It is normal for our blood sugar levels to have some ups and downs throughout the day.
These fluctuations can also be different from day to day. Food, exercise, mood, stress, and sleep can cause blood sugar levels to rise and fall.
We call this up and down of blood glucose levels during the day variability.
They are a normal part of our body’s responses to our lives. High variability is when your blood sugar rises and falls sharply, very high and very low. – The classic sugar crash.
Perhaps you ate a large portion of pasta for lunch. Your blood sugar rises sharply, and for about half an hour, you feel great, full of energy and in a good mood. But soon, that energy is used up. You can not concentrate anymore, and you NEED something to eat. And you do it now.
If you experience something like this several times a day, your blood sugar fluctuates a lot, which means high variability. You are on a blood sugar roller coaster. This constant roller coaster ride of highs and lows can leave you exhausted, cranky and hungry.
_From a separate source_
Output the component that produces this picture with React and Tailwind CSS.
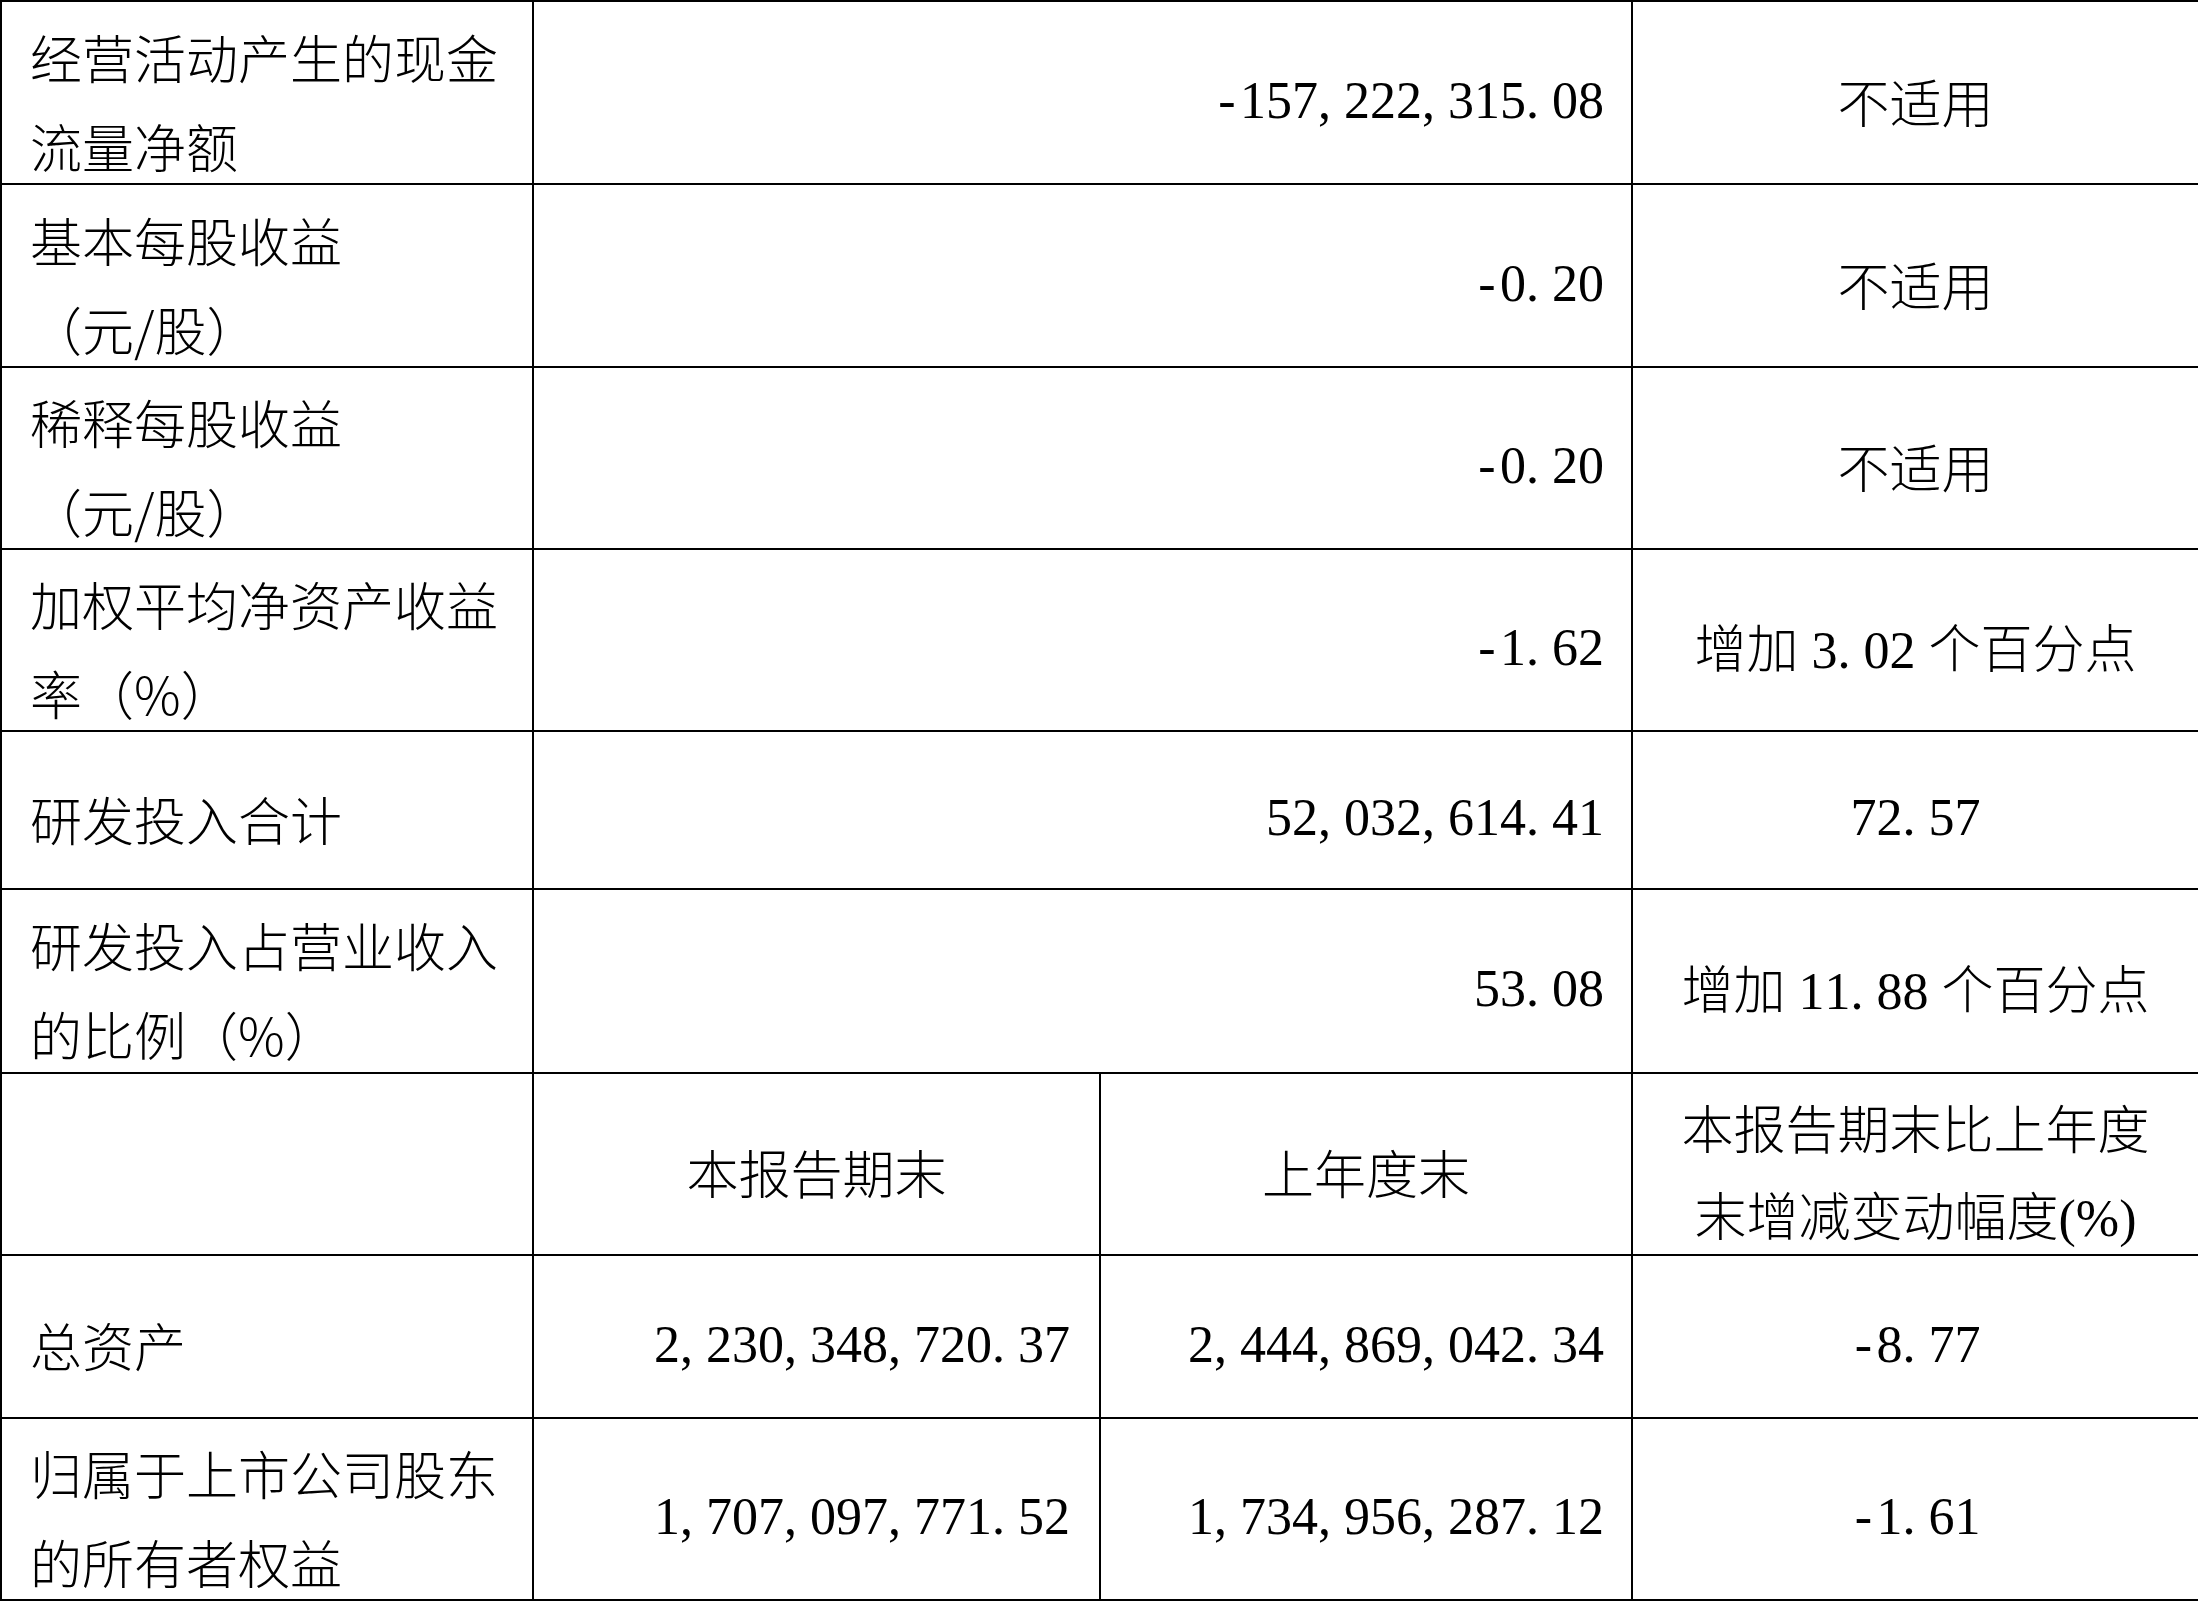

In addition to the variability (how much the levels go up and down), it’s also about the adaptability (how long the levels stay elevated before returning to the starting levels)
If your body quickly counteracts a rise in blood glucose and manages to keep levels stable, you have great adaptability. A blood glucose level that doesn’t drop again within 2.5 hours after eating is a sign of a bad adaptability.
The Good News:
You can stabilize your blood sugar levels with a few simple lifestyle changes, making it easier to stay in the optimal range of 80 – 110mg/dl (140mg/dl after eating).
Ways to Improve Your Variability and Adaptability:
Focus on your diet and stay within your energy need
You can’t outrun a bad diet. Even with regular exercise, unhealthy foods stress your body at a cellular level. Focus on whole foods with plenty of fiber, and avoid processed foods and added sugar.
Ideally, you eat your fiber first, whenever possible.
There are many positive effects of exercise, such as improved glycemic control and improved insulin sensitivity. Improving your insulin sensitivity results in better variability and adaptability. It also helps your body to maintain healthy blood sugar levels.
Enjoy different types of workouts to assist your body in becoming more metabolically flexible.
Reduce stress and get enough sleep
Too much stress and too little sleep can lead to chronic health problems such as diabetes or increase the risk for cardiovascular diseases.
Poor sleep can affect your hormone levels and increase the inflammation in your body. Stress causes your body to release hormones such as adrenaline and cortisol. When facing a “fight or flight” stress response, our bodies release glucose to provide the extra energy required to deal with the situation.
Taking steps to reduce stress and improve sleep may support healthy glucose regulation, positively affecting variability and adaptability.